Bango: Bango

Bango
Bango
Shadoks Music
2005-08-23

This reissue of the lone 1970 album by some Brazilian Cream wannabes comes from the same good people who brought us the Love Peace & Poetry compilations of international garage and psych — solid collections, but notable primarily for their peculiar cover art, vintage-looking photos of the same smiling, sensual blonde woman, equally pleased to be cavorting on sofas and on beaches. That an image of her grooming herself and making bedroom eyes at the photographer has no real connection with psychedelic Asian noise rock doesn’t prevent it from being extremely effective at conjuring a specific and alluring nostalgia for a time that never was, a time when pretty girls rather than merely balding record-store habitués were totally into impossibly obscure garage-rock songs from the far East — that such gems as Mogollar’s “Katip Arzvhalim Yaz Yare Boyle” filled girls with an irresistible urge to shag wildly on the beach in their bikinis.

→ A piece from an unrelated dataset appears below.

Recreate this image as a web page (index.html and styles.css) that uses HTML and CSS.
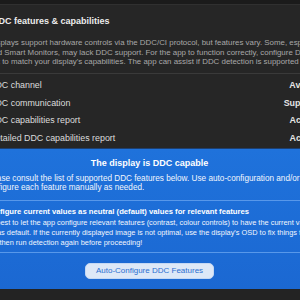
FILE: index.html
```html
<!DOCTYPE html>
<html>
<head>
<meta charset="utf-8">
<link rel="stylesheet" href="styles.css">
</head>
<body>
<div class="topbar"></div>
<div class="page">
  <h2 class="section-title">DDC features &amp; capabilities</h2>
  <p class="desc">Displays support hardware controls via the DDC/CI protocol, but features vary. Some, especially<br>and Smart Monitors, may lack DDC support. For the app to function correctly, configure DDC features<br>out to match your display's capabilities. The app can assist if DDC detection is supported by the display.</p>
  <div class="rows">
    <div class="row"><span class="label">DDC channel</span><span class="value">Available</span></div>
    <div class="row"><span class="label">DDC communication</span><span class="value">Supported</span></div>
    <div class="row"><span class="label">DDC capabilities report</span><span class="value">Acquired</span></div>
    <div class="row"><span class="label">Detailed DDC capabilities report</span><span class="value">Acquired</span></div>
  </div>
</div>
<div class="notice">
  <div class="notice-inner">
    <div class="notice-title">The display is DDC capable</div>
    <p class="notice-text">Please consult the list of supported DDC features below. Use auto-configuration and/or<br>configure each feature manually as needed.</p>
    <div class="notice-sep"></div>
    <div class="notice-head">Configure current values as neutral (default) values for relevant features</div>
    <p class="notice-text small">It's best to let the app configure relevant features (contrast, colour controls) to have the current values<br>set as default. If the currently displayed image is not optimal, use the display's OSD to fix things first,<br>and then run detection again before proceeding!</p>
    <div class="notice-sep low"></div>
    <div class="notice-actions"><button class="btn">Auto-Configure DDC Features</button></div>
  </div>
</div>
<div class="footer"></div>
</body>
</html>
```
FILE: styles.css
```css
html, body {
  margin: 0;
  padding: 0;
  overflow: hidden;
  width: 300px;
  height: 300px;
}
body {
  background: #262626;
  font-family: "Liberation Sans", Arial, sans-serif;
  color: #dedede;
}
.topbar {
  height: 4px;
  background: #1b1b1b;
  border-bottom: 1px solid #303030;
}
.page {
  margin-left: -11px;
  width: 339px;
}
.section-title {
  margin: 10px 0 0 3px;
  font-size: 9px;
  line-height: 12px;
  font-weight: bold;
  color: #ececec;
  white-space: nowrap;
}
.desc {
  margin: 11px 0 0 0;
  font-size: 7.9px;
  line-height: 9.5px;
  color: #a8a8a8;
  white-space: nowrap;
  padding-bottom: 6px;
  border-bottom: 1px solid #3a3a3a;
}
.rows {
  padding-top: 3px;
}
.row {
  display: flex;
  justify-content: space-between;
  align-items: center;
  height: 17.6px;
  font-size: 8.9px;
  white-space: nowrap;
}
.label {
  color: #dcdcdc;
}
.value {
  font-weight: bold;
  color: #e4e4e4;
}
.notice {
  margin-top: 1px;
  border-top: 1px solid #1d3f70;
  background: linear-gradient(#1f72db, #1b68d2);
  color: #ffffff;
  padding: 9px 0 10px 0;
}
.notice-inner {
  margin-left: -15px;
  width: 329px;
}
.notice-title {
  text-align: center;
  font-size: 9px;
  font-weight: bold;
  line-height: 11px;
}
.notice-text {
  margin: 5px 0 0 0;
  font-size: 8.2px;
  line-height: 9.5px;
  white-space: nowrap;
  color: #f2f6fd;
}
.notice-text.small {
  margin-top: 1px;
  font-size: 7.4px;
  line-height: 10px;
}
.notice-sep {
  height: 1px;
  background: #5898ea;
  margin: 7px 0 6px 0;
  width: 400px;
}
.notice-sep.low {
  margin: 4px 0 0 0;
}
.notice-head {
  font-size: 7.7px;
  font-weight: bold;
  line-height: 10px;
  white-space: nowrap;
}
.notice-actions {
  display: flex;
  justify-content: center;
  margin-top: 10px;
}
.btn {
  font-family: "Liberation Sans", Arial, sans-serif;
  font-size: 8px;
  height: 16px;
  padding: 0 10px;
  border-radius: 5px;
  border: 1px solid #c4d8f4;
  background: #dde8f7;
  color: #2c6fd0;
  white-space: nowrap;
}
.footer {
  height: 20px;
  background: #232323;
}
```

Bango is allegedly a much-sought-after rarity on the psych collector’s market; presumably Brazilian psych-rock records didn’t have as wide a distribution as, say, the Quicksilver Messenger Service, whose records provide one with a very similar sonic experience. The collector’s aura and the international pedigree of this album shouldn’t mislead anyone into thinking it’s anything other than a run-of-the-mill psych record, however. Give the band credit for some creepy cover art — four bleeding heads on a platter resting on the wings of an enormous vulture — and for having mastered some rudimentary English, which they brandish on the “Proud Mary” knockoff “Rolling like a Boat.” But don’t expect anything revolutionary or surprising: Bango fulfills any expectations one has of the psychedelic-rock genre without ever transcending them. Os Mutantes this is not. That groundbreaking Brazilian band presented a dazzling mélange of stylistic influences held together by an irreverent and unpredictable sense of humor, impeccable and inventive musicianship, and memorable melodies. Whereas Bango’s album consists of spirited but slightly inept recastings of familiar songs like Los Bravos’ “Black Is Black” or the Outsiders’ “Time Won’t Let Me” into a different idiom. If you prefer “Motor Maravilha” to “Black Is Black,” it’s only because you’ve heard “Black Is Black” ten thousand times.

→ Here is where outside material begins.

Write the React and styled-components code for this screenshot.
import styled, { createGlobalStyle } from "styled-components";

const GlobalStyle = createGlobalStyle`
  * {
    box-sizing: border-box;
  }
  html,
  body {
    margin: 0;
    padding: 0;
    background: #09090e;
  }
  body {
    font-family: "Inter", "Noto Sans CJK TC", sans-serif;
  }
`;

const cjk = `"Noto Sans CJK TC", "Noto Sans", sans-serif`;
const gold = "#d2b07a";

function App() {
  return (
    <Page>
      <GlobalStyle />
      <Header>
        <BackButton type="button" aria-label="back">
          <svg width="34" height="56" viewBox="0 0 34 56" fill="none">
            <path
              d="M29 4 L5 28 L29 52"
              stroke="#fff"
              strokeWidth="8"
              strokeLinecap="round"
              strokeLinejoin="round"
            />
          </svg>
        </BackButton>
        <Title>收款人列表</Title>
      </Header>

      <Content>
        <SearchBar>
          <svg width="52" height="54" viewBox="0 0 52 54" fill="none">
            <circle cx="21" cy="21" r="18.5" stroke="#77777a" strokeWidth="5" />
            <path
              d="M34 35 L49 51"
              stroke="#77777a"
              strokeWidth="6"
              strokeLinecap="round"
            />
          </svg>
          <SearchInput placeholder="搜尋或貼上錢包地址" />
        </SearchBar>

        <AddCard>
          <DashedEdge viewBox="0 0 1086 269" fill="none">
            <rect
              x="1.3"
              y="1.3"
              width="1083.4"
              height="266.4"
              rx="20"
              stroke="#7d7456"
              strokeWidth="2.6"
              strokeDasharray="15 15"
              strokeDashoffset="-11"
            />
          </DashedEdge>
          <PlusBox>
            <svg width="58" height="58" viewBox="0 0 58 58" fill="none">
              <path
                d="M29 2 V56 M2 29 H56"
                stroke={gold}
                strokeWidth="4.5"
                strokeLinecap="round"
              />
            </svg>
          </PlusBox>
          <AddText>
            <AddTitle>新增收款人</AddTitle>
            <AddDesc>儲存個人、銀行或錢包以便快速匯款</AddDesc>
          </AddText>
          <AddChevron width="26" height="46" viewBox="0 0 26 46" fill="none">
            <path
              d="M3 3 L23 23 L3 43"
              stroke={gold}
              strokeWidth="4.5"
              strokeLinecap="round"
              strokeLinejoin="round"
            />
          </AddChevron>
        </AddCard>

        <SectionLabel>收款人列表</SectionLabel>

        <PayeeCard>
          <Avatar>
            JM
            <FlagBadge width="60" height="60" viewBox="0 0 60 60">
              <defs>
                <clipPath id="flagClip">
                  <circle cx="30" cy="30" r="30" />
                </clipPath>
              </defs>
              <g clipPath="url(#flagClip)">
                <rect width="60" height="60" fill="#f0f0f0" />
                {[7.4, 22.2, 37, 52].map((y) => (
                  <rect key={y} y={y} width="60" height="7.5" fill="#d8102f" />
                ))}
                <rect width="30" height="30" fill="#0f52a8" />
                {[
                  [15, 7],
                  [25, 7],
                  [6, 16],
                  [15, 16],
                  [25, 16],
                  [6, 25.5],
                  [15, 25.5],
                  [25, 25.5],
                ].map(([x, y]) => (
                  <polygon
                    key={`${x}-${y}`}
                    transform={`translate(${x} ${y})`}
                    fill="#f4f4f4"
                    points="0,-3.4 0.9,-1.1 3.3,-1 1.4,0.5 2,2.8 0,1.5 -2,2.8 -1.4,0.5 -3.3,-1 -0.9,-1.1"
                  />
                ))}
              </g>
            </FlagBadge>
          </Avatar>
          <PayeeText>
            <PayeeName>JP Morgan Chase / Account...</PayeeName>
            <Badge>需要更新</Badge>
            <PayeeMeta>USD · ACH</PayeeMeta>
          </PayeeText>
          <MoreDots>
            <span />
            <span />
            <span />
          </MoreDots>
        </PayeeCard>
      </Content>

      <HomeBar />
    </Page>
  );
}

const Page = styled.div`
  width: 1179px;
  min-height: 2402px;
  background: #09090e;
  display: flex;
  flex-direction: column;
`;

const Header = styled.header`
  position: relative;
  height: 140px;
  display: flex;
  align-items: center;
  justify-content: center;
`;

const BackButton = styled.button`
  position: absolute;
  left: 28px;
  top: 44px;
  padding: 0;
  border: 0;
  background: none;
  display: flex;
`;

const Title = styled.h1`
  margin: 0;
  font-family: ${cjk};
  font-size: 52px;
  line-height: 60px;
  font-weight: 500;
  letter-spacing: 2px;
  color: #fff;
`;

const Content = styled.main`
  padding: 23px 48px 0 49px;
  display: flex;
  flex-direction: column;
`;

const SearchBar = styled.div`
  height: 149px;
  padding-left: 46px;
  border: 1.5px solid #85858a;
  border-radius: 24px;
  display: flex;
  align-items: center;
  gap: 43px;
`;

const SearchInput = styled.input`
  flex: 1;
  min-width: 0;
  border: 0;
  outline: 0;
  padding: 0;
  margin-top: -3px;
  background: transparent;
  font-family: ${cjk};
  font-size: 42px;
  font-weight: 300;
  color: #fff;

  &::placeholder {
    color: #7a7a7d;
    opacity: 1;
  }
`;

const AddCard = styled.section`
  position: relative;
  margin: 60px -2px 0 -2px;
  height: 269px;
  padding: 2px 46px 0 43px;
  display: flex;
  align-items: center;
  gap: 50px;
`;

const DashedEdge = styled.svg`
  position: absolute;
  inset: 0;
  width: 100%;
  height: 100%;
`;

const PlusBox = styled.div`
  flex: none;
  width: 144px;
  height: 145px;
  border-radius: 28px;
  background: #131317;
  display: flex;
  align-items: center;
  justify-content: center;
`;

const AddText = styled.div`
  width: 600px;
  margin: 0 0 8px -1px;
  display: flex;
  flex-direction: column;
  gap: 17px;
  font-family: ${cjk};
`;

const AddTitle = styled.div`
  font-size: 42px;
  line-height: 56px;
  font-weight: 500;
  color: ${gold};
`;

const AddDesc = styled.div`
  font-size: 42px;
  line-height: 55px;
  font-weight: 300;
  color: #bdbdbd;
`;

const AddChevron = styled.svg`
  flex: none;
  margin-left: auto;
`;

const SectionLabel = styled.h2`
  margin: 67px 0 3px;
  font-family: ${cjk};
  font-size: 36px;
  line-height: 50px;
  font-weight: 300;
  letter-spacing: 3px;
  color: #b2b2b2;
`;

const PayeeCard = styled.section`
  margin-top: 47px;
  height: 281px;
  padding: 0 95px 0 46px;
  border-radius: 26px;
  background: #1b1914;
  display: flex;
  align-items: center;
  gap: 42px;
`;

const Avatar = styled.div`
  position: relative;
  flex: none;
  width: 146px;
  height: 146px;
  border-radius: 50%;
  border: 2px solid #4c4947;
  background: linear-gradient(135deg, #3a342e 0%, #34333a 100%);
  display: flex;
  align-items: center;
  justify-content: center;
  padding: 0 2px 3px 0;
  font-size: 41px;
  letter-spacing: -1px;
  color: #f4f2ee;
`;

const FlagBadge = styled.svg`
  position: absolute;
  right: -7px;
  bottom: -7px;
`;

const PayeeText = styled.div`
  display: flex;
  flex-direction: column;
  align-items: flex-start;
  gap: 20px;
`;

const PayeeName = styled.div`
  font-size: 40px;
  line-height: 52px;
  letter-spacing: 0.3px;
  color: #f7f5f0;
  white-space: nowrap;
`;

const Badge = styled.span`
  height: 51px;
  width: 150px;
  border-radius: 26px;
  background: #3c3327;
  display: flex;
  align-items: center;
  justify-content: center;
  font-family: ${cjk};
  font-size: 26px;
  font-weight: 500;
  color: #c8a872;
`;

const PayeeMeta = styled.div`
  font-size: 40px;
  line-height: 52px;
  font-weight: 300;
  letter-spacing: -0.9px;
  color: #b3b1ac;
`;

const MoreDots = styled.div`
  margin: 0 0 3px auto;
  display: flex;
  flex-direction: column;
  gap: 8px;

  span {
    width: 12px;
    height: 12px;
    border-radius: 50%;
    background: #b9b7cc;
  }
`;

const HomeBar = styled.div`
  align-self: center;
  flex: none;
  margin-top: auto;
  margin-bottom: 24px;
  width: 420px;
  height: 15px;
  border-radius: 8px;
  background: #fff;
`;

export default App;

“Inferno no Mundo”, which was included on one of the Love Peace & Poetry comps, is the best track here — clumsy but searing blues licks played through overworked fuzz box while an organ churns relentlessly in the background. If it was sung in Swedish rather than Portuguese, you might think it was Dungen. The only other track approaching that level of inspired chaos is the sublimely titled “Rock Dream,” which features Shaggsian drumming, an oozing guitar howl and some agitated shrieking from the lead singer (something about “music forward” instead of “plastic flowers” maybe?) over a monotonous lick that sounds like “Communication Breakdown” played at molasses-drip speed. Much of the rest is tame but pleasant: mid-tempo sunshine pop complete with tuneful harmonies. “Geninha” wouldn’t be out of place on a Ripples compilation. “Marta, Zeca, O Padre, O Prefesi O Doutor e Eu” might be an engaging piece of whimsy, but it’s impossible to know without a lyric sheet.

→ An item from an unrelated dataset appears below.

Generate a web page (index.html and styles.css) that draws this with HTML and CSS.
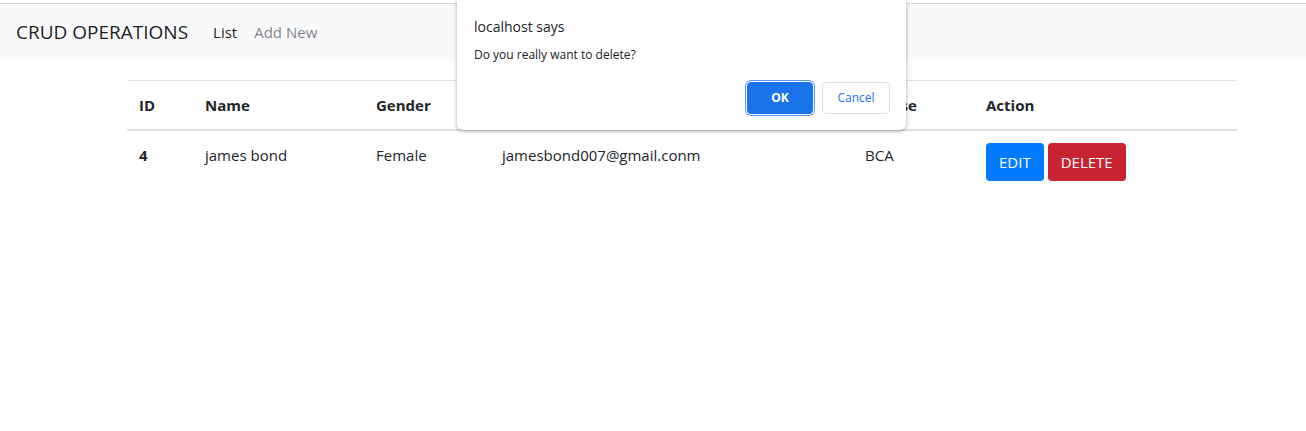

Aside from the humble pleasures of genre listening, of hearing unknowns execute a cherished musical formula, the only pleasures owning a disc like this can provide stem from it’s rarity (you might impress other collectors with having found something like this out) and its exoticness (you might convince yourself something profound is happening because you can’t really understand what it is). Both these pleasures are threatened by the eventual re-release of everything and the capacity the Internet furnishes to distribute everything everywhere. Collectors have their vinyl fetish to cling to but they can no longer pretend that it’s the quality of the music that licenses their madness. With once-rare music like Bango demystified, those interested in music for the sake of music and not the sake of amassing artifacts will perhaps be less tempted to waste their time trying to imagine what some impossibly obscure curio sounds like and will put more effort into appreciating the brilliant music that is in plain view.